### Information shown ###

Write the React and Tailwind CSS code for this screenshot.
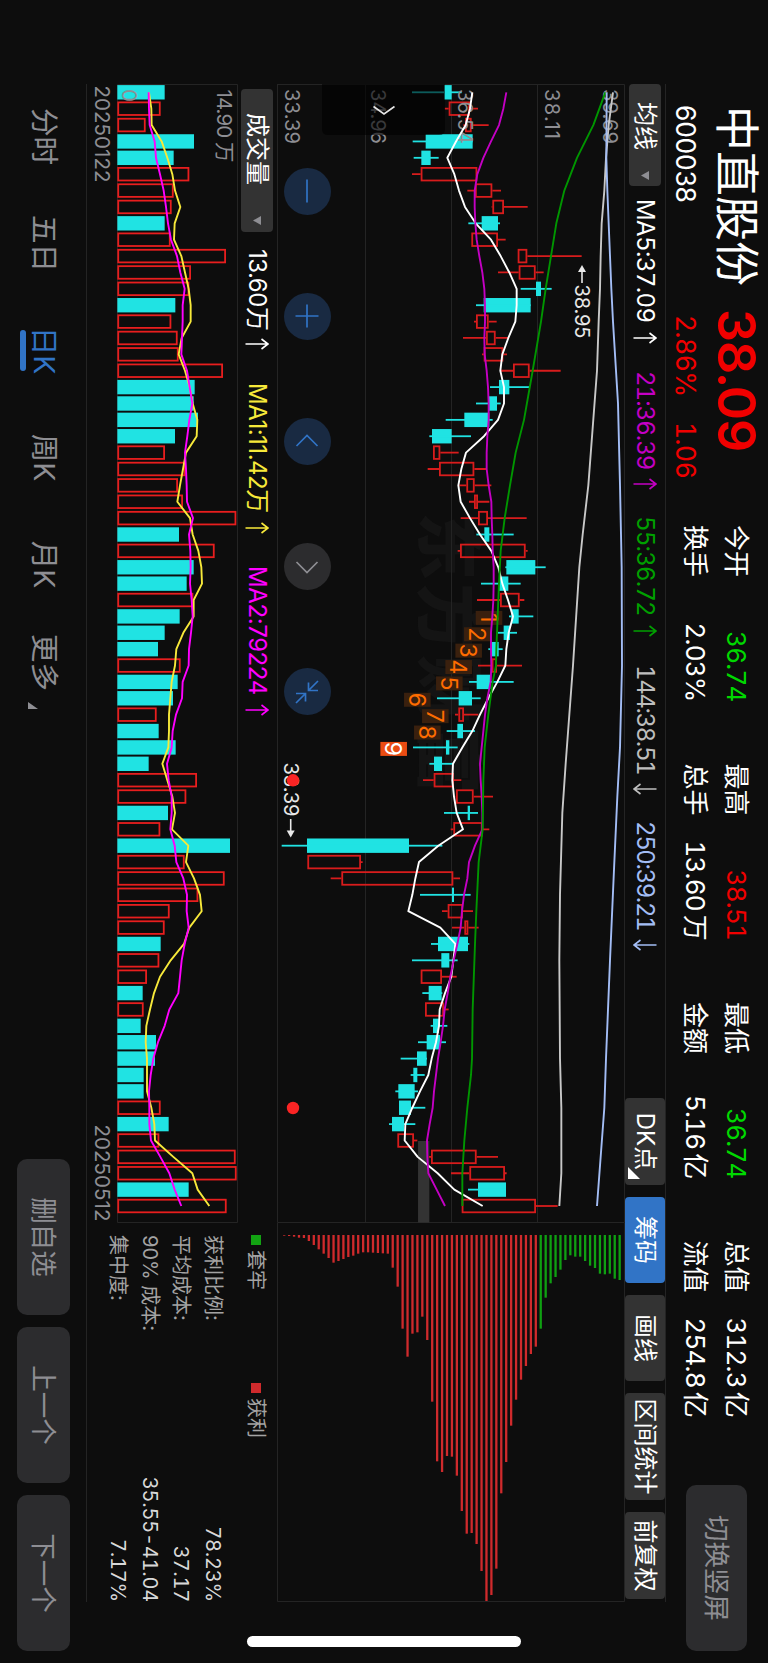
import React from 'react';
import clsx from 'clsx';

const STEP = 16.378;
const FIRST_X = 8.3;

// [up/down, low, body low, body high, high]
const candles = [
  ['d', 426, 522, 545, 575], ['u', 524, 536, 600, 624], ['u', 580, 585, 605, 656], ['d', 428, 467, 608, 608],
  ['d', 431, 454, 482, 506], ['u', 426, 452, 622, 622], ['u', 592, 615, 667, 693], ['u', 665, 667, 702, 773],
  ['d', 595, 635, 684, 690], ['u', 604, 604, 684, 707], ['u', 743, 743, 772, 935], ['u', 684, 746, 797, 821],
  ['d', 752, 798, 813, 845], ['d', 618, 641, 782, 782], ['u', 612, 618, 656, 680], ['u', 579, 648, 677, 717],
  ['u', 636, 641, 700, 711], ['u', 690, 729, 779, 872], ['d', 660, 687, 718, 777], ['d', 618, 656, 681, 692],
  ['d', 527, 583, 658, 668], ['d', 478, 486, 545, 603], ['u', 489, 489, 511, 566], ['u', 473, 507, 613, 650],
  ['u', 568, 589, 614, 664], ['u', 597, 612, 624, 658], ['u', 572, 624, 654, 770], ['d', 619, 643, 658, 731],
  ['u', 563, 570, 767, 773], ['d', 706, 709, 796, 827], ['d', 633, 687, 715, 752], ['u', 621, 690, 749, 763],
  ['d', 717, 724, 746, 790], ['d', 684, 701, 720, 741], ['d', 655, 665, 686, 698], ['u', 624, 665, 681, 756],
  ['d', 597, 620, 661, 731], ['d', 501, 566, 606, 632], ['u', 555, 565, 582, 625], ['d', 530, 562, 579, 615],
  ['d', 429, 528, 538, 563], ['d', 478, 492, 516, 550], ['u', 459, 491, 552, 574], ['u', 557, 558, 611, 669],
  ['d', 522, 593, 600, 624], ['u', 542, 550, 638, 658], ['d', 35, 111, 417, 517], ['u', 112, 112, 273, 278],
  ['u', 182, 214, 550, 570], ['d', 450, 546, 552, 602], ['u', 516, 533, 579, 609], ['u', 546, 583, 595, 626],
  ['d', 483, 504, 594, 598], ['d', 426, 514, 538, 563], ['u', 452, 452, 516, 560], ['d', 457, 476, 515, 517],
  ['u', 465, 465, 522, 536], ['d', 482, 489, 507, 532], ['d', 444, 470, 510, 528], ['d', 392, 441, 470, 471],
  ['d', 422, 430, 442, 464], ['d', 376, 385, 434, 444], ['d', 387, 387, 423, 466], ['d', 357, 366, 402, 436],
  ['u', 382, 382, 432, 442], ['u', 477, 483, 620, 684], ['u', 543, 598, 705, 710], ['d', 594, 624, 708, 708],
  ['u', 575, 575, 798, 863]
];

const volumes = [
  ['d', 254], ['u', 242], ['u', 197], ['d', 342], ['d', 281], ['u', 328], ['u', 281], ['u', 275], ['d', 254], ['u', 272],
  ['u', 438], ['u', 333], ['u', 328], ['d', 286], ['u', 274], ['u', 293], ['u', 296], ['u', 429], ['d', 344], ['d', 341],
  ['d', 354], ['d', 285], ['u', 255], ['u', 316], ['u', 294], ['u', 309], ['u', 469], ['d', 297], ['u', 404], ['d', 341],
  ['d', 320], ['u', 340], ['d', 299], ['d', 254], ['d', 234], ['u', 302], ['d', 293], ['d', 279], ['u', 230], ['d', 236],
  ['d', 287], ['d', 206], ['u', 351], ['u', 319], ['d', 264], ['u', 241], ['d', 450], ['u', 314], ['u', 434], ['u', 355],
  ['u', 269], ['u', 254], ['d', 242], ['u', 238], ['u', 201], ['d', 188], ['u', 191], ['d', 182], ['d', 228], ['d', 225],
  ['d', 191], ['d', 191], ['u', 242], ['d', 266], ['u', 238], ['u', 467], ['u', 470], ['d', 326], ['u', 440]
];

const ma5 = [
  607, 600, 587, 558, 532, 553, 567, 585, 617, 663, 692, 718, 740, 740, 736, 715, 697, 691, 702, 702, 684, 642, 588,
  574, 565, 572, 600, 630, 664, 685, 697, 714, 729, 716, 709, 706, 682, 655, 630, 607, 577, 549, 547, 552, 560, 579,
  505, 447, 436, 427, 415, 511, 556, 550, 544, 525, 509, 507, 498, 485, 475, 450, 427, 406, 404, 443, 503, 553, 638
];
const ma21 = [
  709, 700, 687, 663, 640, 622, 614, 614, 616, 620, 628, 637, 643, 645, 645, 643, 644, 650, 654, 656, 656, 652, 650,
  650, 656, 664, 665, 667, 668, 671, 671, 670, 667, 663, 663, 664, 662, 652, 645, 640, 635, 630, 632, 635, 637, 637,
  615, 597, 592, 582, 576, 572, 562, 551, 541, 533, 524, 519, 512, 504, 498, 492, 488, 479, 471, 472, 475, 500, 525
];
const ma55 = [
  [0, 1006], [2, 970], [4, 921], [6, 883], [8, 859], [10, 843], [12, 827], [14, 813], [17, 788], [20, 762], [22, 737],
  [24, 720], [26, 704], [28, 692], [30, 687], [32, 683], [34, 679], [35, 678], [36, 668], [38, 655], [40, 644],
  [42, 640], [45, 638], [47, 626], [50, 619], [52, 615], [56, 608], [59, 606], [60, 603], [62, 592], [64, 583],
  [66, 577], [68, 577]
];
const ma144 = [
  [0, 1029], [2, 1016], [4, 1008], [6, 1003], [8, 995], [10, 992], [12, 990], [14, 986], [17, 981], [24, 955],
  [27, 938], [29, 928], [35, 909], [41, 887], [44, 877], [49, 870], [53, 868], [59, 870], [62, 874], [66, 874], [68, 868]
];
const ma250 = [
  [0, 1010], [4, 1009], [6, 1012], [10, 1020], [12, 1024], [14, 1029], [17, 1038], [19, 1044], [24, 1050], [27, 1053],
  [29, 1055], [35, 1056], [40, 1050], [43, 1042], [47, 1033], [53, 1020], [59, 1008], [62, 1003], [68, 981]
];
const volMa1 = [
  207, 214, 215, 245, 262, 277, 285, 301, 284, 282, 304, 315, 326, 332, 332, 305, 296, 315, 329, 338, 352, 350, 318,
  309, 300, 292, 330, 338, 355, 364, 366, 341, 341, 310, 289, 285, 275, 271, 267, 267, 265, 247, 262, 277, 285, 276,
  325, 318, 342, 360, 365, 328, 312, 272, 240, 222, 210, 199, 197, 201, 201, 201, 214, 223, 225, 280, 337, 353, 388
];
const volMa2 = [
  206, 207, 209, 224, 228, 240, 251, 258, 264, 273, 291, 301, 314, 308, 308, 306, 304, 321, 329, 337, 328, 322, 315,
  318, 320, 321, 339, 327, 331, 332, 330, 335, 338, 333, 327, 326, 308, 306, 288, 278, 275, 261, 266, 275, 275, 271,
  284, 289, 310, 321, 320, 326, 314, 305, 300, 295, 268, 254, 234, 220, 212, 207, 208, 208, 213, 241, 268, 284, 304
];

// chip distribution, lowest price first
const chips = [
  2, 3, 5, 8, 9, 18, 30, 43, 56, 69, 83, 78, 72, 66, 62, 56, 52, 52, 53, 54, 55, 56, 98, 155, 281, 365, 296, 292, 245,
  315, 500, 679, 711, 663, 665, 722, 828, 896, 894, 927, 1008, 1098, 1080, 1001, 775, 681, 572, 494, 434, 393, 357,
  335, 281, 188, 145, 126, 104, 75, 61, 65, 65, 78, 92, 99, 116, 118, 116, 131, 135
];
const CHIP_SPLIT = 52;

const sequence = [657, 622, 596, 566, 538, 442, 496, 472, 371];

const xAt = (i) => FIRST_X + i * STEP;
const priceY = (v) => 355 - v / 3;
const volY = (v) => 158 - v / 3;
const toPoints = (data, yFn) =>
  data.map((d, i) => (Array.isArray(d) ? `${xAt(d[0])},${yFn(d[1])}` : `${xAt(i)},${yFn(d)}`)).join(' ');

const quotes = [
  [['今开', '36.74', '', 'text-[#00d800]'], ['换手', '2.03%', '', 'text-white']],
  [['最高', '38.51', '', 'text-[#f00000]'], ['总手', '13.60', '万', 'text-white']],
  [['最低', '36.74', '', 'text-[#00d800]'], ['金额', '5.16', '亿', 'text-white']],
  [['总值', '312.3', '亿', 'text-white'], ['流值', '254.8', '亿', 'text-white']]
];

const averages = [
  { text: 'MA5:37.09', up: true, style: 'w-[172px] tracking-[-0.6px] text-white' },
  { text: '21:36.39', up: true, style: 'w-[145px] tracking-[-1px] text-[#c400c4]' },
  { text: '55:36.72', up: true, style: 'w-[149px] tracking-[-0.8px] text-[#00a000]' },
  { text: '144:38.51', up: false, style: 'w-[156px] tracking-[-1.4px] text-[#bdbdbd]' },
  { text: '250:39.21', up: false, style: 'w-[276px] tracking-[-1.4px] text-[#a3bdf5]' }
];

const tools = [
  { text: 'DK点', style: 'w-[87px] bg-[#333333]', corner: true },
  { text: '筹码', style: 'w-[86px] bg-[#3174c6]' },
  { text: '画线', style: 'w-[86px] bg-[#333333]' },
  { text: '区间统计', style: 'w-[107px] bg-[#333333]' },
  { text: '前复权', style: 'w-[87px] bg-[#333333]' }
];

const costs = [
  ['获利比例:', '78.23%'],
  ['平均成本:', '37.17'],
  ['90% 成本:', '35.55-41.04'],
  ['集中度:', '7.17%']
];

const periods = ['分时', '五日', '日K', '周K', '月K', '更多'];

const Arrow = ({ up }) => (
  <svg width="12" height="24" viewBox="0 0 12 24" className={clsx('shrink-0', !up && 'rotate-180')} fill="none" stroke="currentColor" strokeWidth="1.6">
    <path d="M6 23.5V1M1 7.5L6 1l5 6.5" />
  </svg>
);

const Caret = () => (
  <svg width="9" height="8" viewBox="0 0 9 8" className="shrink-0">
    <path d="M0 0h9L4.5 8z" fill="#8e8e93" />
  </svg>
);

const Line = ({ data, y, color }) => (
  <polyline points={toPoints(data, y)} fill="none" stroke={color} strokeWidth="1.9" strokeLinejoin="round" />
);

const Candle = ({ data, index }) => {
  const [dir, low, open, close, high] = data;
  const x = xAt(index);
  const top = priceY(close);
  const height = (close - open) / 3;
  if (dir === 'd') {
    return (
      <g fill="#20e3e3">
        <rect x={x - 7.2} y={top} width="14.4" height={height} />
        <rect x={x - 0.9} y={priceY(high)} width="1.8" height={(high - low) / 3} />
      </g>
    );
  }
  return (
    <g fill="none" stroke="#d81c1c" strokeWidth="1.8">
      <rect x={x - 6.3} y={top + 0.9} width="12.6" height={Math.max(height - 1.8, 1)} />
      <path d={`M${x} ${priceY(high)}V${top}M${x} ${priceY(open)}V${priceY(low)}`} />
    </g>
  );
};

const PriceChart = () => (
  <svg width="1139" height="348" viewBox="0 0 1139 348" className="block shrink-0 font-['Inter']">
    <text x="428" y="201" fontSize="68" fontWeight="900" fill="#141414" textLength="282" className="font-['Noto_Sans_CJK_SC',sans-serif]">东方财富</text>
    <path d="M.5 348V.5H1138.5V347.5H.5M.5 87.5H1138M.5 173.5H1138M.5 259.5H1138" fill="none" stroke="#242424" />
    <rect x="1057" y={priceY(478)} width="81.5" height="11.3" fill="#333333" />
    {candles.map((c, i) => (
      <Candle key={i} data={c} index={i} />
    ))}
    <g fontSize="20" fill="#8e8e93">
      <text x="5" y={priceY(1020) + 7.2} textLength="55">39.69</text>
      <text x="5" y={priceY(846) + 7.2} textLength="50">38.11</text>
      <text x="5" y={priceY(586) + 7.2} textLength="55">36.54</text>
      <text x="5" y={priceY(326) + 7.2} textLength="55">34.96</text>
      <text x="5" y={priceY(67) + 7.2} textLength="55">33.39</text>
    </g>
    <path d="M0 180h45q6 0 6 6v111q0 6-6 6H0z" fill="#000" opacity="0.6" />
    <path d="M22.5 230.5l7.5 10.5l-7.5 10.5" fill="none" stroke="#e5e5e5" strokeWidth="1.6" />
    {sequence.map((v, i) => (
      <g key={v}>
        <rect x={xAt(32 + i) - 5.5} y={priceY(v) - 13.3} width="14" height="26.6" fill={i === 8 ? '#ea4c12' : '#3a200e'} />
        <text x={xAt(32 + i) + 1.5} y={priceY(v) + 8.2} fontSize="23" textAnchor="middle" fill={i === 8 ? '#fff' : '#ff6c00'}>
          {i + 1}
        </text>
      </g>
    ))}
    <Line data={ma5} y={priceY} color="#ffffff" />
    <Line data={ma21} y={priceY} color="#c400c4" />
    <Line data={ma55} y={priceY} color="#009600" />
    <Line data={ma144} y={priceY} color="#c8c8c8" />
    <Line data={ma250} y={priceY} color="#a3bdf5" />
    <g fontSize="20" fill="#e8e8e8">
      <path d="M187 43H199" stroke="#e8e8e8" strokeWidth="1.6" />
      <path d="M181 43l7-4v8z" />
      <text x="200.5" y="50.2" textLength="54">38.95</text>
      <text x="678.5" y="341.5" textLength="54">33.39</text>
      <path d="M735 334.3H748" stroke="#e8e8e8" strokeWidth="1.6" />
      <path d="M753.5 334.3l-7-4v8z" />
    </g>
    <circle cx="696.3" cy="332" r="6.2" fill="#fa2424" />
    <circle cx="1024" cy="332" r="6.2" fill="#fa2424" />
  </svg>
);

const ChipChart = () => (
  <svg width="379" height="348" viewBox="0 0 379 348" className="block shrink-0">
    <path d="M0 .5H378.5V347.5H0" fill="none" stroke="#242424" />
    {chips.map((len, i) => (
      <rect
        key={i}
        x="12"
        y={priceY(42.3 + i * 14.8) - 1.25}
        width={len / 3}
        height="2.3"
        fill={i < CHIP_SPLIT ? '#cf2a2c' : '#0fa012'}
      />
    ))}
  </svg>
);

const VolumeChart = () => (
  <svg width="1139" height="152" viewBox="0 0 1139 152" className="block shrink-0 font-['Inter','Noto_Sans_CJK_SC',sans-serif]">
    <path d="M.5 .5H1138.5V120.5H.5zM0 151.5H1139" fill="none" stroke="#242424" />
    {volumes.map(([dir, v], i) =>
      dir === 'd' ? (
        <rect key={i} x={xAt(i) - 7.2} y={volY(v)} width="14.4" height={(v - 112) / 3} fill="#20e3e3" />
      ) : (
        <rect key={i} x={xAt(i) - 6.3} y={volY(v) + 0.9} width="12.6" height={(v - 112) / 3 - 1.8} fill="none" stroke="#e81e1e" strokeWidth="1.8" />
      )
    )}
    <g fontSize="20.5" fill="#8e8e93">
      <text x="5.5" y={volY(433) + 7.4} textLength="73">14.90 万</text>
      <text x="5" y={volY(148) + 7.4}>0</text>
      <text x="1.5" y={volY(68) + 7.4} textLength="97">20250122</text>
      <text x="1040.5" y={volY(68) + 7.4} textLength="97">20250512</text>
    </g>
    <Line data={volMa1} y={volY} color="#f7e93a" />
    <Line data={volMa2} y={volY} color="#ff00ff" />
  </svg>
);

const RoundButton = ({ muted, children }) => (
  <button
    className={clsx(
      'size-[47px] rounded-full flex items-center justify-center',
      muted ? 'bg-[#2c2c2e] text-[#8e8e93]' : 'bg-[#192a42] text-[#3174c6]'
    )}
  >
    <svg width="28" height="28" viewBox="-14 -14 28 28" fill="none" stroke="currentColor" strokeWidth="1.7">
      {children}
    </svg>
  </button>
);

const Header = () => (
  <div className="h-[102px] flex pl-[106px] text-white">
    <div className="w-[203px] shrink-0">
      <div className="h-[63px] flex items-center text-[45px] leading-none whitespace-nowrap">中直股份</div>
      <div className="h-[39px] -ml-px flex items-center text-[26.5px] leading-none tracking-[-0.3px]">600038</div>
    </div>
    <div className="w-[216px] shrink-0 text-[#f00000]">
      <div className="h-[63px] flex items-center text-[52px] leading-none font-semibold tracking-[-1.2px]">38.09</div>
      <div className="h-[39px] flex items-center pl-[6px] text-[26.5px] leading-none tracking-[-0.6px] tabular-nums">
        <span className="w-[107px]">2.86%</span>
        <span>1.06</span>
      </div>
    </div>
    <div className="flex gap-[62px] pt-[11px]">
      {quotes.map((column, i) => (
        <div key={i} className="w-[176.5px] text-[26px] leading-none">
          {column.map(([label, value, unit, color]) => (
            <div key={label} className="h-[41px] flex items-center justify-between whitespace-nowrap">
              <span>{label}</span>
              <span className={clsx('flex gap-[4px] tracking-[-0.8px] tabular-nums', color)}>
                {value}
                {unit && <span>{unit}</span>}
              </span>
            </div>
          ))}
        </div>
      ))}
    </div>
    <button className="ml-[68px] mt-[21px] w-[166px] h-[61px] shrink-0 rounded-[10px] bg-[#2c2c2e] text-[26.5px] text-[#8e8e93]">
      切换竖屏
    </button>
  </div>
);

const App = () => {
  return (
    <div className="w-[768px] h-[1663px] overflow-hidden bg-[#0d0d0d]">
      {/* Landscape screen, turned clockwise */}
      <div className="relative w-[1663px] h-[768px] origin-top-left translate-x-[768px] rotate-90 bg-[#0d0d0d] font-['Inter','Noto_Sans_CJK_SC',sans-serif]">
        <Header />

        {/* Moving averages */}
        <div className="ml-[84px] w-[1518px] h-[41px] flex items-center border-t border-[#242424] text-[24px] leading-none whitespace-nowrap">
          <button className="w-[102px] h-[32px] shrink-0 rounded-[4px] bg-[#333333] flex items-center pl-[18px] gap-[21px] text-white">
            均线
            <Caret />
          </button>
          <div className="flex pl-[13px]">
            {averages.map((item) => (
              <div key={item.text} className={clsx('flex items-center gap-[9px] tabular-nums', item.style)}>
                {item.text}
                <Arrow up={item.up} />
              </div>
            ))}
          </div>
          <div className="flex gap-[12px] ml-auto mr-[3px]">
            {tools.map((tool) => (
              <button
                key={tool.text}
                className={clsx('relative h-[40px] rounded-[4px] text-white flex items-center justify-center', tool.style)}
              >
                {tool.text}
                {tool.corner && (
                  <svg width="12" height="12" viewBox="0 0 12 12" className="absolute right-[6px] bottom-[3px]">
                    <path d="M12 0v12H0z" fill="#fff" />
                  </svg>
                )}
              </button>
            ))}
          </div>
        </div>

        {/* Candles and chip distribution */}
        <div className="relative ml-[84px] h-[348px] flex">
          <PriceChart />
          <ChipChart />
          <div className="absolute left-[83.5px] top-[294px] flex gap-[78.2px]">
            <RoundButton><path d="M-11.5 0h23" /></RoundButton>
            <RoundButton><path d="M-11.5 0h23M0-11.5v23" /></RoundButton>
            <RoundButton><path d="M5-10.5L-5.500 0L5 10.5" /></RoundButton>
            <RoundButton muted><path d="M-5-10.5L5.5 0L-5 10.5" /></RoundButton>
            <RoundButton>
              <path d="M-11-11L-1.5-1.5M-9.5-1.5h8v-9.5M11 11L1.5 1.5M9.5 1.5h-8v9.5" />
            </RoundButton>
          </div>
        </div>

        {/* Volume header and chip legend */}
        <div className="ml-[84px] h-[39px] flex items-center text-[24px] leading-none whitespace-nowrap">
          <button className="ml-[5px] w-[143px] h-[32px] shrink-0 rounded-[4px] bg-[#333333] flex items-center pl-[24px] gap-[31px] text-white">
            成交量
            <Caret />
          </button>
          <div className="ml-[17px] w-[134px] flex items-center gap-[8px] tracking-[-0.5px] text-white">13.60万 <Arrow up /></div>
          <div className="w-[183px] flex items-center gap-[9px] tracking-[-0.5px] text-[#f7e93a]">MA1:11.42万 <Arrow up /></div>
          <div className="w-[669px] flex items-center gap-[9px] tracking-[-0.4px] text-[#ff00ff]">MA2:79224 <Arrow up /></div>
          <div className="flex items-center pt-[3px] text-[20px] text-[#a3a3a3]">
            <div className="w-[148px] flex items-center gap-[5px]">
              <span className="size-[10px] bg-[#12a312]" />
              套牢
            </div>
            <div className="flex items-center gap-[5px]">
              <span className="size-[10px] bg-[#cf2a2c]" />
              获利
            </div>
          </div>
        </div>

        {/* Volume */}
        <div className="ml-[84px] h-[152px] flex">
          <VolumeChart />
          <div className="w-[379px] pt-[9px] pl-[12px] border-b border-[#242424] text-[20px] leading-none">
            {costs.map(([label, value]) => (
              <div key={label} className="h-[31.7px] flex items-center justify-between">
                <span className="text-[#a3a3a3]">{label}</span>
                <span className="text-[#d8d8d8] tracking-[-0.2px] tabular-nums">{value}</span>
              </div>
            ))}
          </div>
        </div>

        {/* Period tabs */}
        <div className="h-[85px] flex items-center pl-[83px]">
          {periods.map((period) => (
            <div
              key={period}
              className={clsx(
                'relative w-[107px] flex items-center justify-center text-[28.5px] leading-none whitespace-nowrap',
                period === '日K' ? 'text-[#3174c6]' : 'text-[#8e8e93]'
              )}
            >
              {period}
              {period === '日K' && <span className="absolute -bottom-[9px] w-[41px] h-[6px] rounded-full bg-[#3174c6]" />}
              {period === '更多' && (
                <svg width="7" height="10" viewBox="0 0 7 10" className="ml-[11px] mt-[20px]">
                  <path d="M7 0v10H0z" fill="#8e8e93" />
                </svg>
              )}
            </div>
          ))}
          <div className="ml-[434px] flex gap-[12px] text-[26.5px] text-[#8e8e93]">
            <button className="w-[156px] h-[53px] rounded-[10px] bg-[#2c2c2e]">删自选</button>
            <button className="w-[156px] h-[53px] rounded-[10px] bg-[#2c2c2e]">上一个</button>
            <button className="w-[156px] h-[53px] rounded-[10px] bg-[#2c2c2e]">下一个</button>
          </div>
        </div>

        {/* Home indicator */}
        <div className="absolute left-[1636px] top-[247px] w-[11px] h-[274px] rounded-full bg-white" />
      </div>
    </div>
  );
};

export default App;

###

## Problem to work on
Write out exactly the opening lines of the data, stopping after the line that holds "const FIRST_X = 8.3;". Exclude pictures.

## Solution
Write the React and Tailwind CSS code for this screenshot.
import React from 'react';
import clsx from 'clsx';

const STEP = 16.378;
const FIRST_X = 8.3;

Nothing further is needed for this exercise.